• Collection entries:
++++++++++
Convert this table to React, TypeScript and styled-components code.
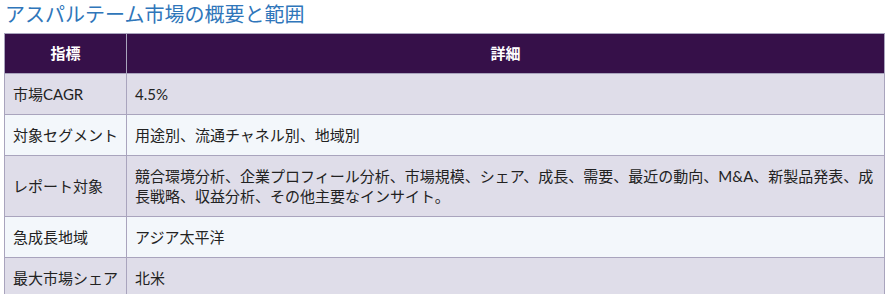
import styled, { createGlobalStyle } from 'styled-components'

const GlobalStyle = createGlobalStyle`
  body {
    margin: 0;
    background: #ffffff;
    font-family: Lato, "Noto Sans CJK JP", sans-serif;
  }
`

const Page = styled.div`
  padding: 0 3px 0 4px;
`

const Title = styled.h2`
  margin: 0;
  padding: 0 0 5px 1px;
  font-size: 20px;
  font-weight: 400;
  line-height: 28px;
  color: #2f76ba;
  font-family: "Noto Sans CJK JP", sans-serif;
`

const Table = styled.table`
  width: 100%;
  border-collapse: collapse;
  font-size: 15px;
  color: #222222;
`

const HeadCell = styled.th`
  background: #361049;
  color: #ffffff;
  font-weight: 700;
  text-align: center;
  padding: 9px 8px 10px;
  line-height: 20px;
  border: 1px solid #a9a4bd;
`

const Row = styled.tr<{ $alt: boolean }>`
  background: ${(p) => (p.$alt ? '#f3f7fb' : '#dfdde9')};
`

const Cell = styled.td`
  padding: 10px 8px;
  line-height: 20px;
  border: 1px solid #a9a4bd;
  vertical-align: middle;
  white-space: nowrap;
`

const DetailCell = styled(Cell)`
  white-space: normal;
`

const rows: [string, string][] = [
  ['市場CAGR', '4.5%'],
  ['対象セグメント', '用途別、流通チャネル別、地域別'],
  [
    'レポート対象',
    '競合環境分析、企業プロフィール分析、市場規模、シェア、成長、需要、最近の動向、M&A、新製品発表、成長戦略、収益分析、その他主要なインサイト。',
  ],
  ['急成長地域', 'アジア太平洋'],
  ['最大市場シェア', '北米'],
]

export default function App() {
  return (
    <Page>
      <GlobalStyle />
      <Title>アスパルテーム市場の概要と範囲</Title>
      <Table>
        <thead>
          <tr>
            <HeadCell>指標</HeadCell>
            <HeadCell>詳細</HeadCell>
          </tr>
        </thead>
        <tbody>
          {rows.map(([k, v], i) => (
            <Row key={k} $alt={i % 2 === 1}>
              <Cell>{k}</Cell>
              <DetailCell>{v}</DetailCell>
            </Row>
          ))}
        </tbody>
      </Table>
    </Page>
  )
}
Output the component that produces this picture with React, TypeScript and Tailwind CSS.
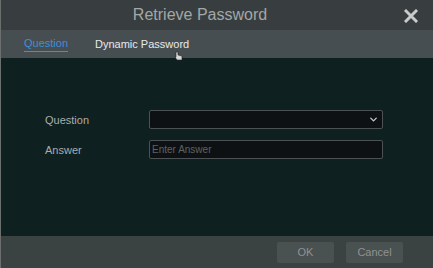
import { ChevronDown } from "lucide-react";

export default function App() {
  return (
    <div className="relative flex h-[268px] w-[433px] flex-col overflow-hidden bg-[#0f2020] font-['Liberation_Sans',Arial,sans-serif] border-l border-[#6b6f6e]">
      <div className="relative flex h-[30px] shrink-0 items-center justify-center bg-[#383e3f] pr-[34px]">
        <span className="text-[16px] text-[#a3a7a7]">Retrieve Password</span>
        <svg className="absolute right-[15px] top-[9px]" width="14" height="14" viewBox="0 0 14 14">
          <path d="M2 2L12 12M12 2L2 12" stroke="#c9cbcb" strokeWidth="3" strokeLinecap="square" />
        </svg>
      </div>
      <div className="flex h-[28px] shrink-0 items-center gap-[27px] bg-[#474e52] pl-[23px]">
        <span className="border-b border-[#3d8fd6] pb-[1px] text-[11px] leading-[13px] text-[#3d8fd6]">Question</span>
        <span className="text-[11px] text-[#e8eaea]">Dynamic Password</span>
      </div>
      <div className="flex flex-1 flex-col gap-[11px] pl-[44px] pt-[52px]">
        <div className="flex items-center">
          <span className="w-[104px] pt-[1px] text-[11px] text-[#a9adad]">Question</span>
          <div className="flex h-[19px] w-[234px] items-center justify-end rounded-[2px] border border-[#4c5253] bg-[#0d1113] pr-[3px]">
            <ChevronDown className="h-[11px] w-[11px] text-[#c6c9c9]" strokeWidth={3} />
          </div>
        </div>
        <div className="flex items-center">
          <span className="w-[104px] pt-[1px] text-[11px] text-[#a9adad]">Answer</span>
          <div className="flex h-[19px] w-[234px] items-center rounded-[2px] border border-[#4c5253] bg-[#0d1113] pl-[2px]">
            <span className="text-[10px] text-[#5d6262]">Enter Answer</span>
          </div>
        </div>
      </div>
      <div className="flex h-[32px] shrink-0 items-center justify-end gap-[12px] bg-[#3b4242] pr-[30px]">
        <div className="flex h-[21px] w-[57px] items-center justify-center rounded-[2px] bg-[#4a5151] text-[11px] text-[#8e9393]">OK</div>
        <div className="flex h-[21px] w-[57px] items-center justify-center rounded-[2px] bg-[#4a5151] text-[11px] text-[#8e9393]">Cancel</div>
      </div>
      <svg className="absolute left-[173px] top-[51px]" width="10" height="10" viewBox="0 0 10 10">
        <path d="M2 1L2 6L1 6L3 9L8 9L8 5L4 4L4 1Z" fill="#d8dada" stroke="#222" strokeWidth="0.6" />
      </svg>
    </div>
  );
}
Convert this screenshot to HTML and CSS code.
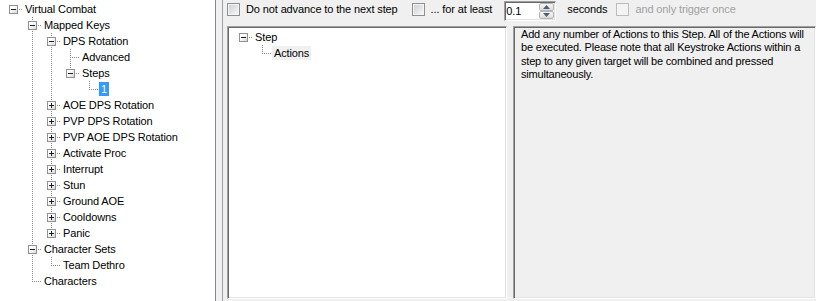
++++++++++
• Problem details: Your copy of the data above should match it exactly, except that pictures are left out.

• Output for this exercise:
Convert this table to React, TypeScript and styled-components code.
import styled, { createGlobalStyle } from 'styled-components'

const GlobalStyle = createGlobalStyle`
  body {
    margin: 0;
    background: #ffffff;
    font-family: Lato, "Noto Sans CJK JP", sans-serif;
  }
`

const Page = styled.div`
  padding: 0 3px 0 4px;
`

const Title = styled.h2`
  margin: 0;
  padding: 0 0 5px 1px;
  font-size: 20px;
  font-weight: 400;
  line-height: 28px;
  color: #2f76ba;
  font-family: "Noto Sans CJK JP", sans-serif;
`

const Table = styled.table`
  width: 100%;
  border-collapse: collapse;
  font-size: 15px;
  color: #222222;
`

const HeadCell = styled.th`
  background: #361049;
  color: #ffffff;
  font-weight: 700;
  text-align: center;
  padding: 9px 8px 10px;
  line-height: 20px;
  border: 1px solid #a9a4bd;
`

const Row = styled.tr<{ $alt: boolean }>`
  background: ${(p) => (p.$alt ? '#f3f7fb' : '#dfdde9')};
`

const Cell = styled.td`
  padding: 10px 8px;
  line-height: 20px;
  border: 1px solid #a9a4bd;
  vertical-align: middle;
  white-space: nowrap;
`

const DetailCell = styled(Cell)`
  white-space: normal;
`

const rows: [string, string][] = [
  ['市場CAGR', '4.5%'],
  ['対象セグメント', '用途別、流通チャネル別、地域別'],
  [
    'レポート対象',
    '競合環境分析、企業プロフィール分析、市場規模、シェア、成長、需要、最近の動向、M&A、新製品発表、成長戦略、収益分析、その他主要なインサイト。',
  ],
  ['急成長地域', 'アジア太平洋'],
  ['最大市場シェア', '北米'],
]

export default function App() {
  return (
    <Page>
      <GlobalStyle />
      <Title>アスパルテーム市場の概要と範囲</Title>
      <Table>
        <thead>
          <tr>
            <HeadCell>指標</HeadCell>
            <HeadCell>詳細</HeadCell>
          </tr>
        </thead>
        <tbody>
          {rows.map(([k, v], i) => (
            <Row key={k} $alt={i % 2 === 1}>
              <Cell>{k}</Cell>
              <DetailCell>{v}</DetailCell>
            </Row>
          ))}
        </tbody>
      </Table>
    </Page>
  )
}
Output the component that produces this picture with React, TypeScript and Tailwind CSS.
import { ChevronDown } from "lucide-react";

export default function App() {
  return (
    <div className="relative flex h-[268px] w-[433px] flex-col overflow-hidden bg-[#0f2020] font-['Liberation_Sans',Arial,sans-serif] border-l border-[#6b6f6e]">
      <div className="relative flex h-[30px] shrink-0 items-center justify-center bg-[#383e3f] pr-[34px]">
        <span className="text-[16px] text-[#a3a7a7]">Retrieve Password</span>
        <svg className="absolute right-[15px] top-[9px]" width="14" height="14" viewBox="0 0 14 14">
          <path d="M2 2L12 12M12 2L2 12" stroke="#c9cbcb" strokeWidth="3" strokeLinecap="square" />
        </svg>
      </div>
      <div className="flex h-[28px] shrink-0 items-center gap-[27px] bg-[#474e52] pl-[23px]">
        <span className="border-b border-[#3d8fd6] pb-[1px] text-[11px] leading-[13px] text-[#3d8fd6]">Question</span>
        <span className="text-[11px] text-[#e8eaea]">Dynamic Password</span>
      </div>
      <div className="flex flex-1 flex-col gap-[11px] pl-[44px] pt-[52px]">
        <div className="flex items-center">
          <span className="w-[104px] pt-[1px] text-[11px] text-[#a9adad]">Question</span>
          <div className="flex h-[19px] w-[234px] items-center justify-end rounded-[2px] border border-[#4c5253] bg-[#0d1113] pr-[3px]">
            <ChevronDown className="h-[11px] w-[11px] text-[#c6c9c9]" strokeWidth={3} />
          </div>
        </div>
        <div className="flex items-center">
          <span className="w-[104px] pt-[1px] text-[11px] text-[#a9adad]">Answer</span>
          <div className="flex h-[19px] w-[234px] items-center rounded-[2px] border border-[#4c5253] bg-[#0d1113] pl-[2px]">
            <span className="text-[10px] text-[#5d6262]">Enter Answer</span>
          </div>
        </div>
      </div>
      <div className="flex h-[32px] shrink-0 items-center justify-end gap-[12px] bg-[#3b4242] pr-[30px]">
        <div className="flex h-[21px] w-[57px] items-center justify-center rounded-[2px] bg-[#4a5151] text-[11px] text-[#8e9393]">OK</div>
        <div className="flex h-[21px] w-[57px] items-center justify-center rounded-[2px] bg-[#4a5151] text-[11px] text-[#8e9393]">Cancel</div>
      </div>
      <svg className="absolute left-[173px] top-[51px]" width="10" height="10" viewBox="0 0 10 10">
        <path d="M2 1L2 6L1 6L3 9L8 9L8 5L4 4L4 1Z" fill="#d8dada" stroke="#222" strokeWidth="0.6" />
      </svg>
    </div>
  );
}
Convert this screenshot to HTML and CSS code.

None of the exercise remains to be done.